Enhancing Student Belonging
Facilitators: Chase McCoy (Informatics), Kim Arnold (Chemistry), and Vicka Bell-Robinson (Office of Student Life)
When students feel a sense of belonging on campus and in the classroom, they perform better academically, have increased retention rates, and are more likely to stay on track to graduate. This is semester-long faculty-led FLC in partnership with the Office of Student Life is designed to help faculty strengthen their teaching practices and student relationships to improve belonging in the classroom.
Together, we will explore what belonging is and why it is important, strategies for course design and classroom practices, and how to create partnerships with campus units dedicated to student success. Whether you teach a small course or a large lecture, this FLC offers evidence-based approaches, opportunities for faculty collaboration, and connections to campus resources—all aimed at helping every student feel seen, supported, and set up for success.
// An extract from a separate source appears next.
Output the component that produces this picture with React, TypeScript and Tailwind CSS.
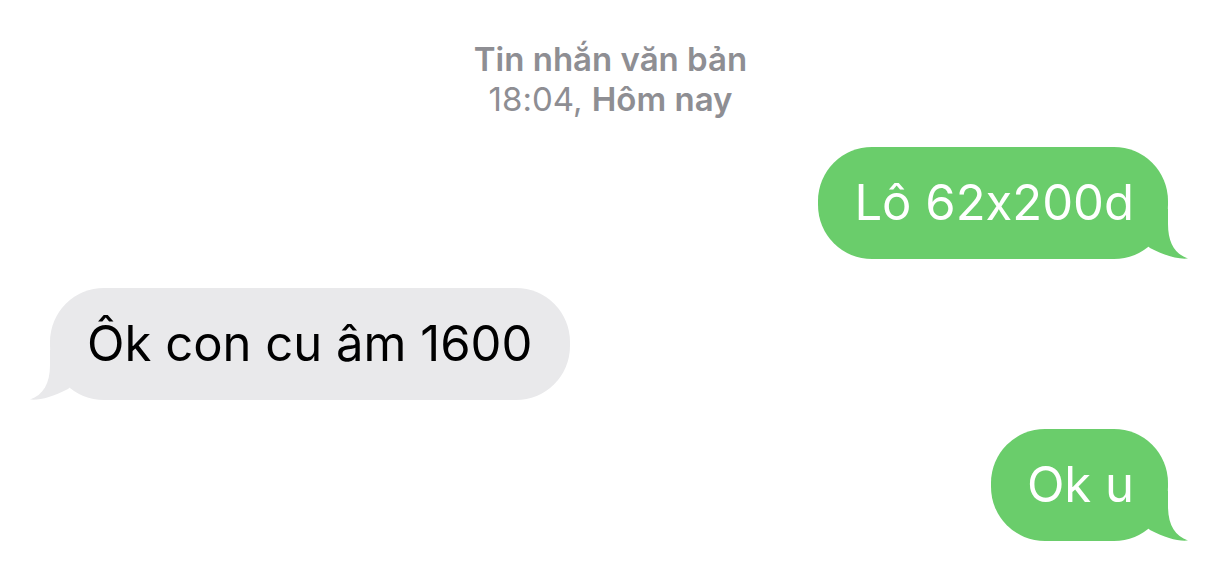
import React from "react";

type Side = "me" | "them";

const Tail = ({ side }: { side: Side }) => {
  const fill = side === "me" ? "#6acd6b" : "#e9e9eb";
  return (
    <svg
      width="50"
      height="50"
      viewBox="0 0 50 50"
      className={
        side === "me"
          ? "absolute bottom-0 right-[-22px]"
          : "absolute bottom-0 left-[-22px] -scale-x-100"
      }
    >
      <path
        d="M0 0 H28 V15 C28 34 35 45 48 49.5 C38 50.5 26 47 10 39 L0 30 Z"
        fill={fill}
      />
    </svg>
  );
};

const Bubble = ({ side, text }: { side: Side; text: string }) => (
  <div className={side === "me" ? "flex justify-end pr-[63px]" : "flex justify-start pl-[50px]"}>
    <div
      className={
        side === "me"
          ? "relative rounded-[54px] bg-[#6acd6b] py-[26px] pl-[36px] pr-[34px] text-white"
          : "relative rounded-[54px] bg-[#e9e9eb] py-[26px] pl-[37px] pr-[38px] text-black"
      }
    >
      <Tail side={side} />
      <span className="relative block text-[49px] leading-[60px] whitespace-nowrap">{text}</span>
    </div>
  </div>
);

export default function App() {
  return (
    <div
      className="h-[573px] w-[1231px] overflow-hidden bg-white"
      style={{ fontFamily: "Inter, 'Liberation Sans', sans-serif", fontFeatureSettings: '"calt" 0' }}
    >
      <div className="flex flex-col items-center pt-[39px] pr-[10px] text-[33px] leading-[40px] text-[#8e8e93]">
        <div className="font-semibold">Tin nhắn văn bản</div>
        <div>
          18:04, <span className="font-semibold">Hôm nay</span>
        </div>
      </div>
      <div className="mt-[28px] flex flex-col gap-[29px]">
        <Bubble side="me" text="Lô 62x200d" />
        <Bubble side="them" text="Ôk con cu âm 1600" />
        <Bubble side="me" text="Ok u" />
      </div>
    </div>
  );
}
Bringing Civic Learning to Life through Community-Engaged Teaching
Facilitator: Michael Valliant (CITL)
How can our teaching prepare students not only to succeed academically but also to participate meaningfully in civic life? This two-semester Faculty Learning Community (FLC) invites instructors from across disciplines to explore how Civic Learning and Democratic Engagement (CLDE) can be meaningfully integrated into Community-Engaged Learning (CEL) courses. Participants will examine civic learning frameworks, share teaching practices, and design strategies to help students develop civic knowledge, skills, and agency through community-engaged experiences.
The FLC will provide a collaborative space to reflect on teaching, adapt course goals, and contribute to campus-wide efforts to deepen civic learning. Open to faculty currently teaching or planning to teach CEL courses, the FLC includes monthly meetings, peer exchange, and individualized support. Participants will also contribute to a public-facing resource or showcase.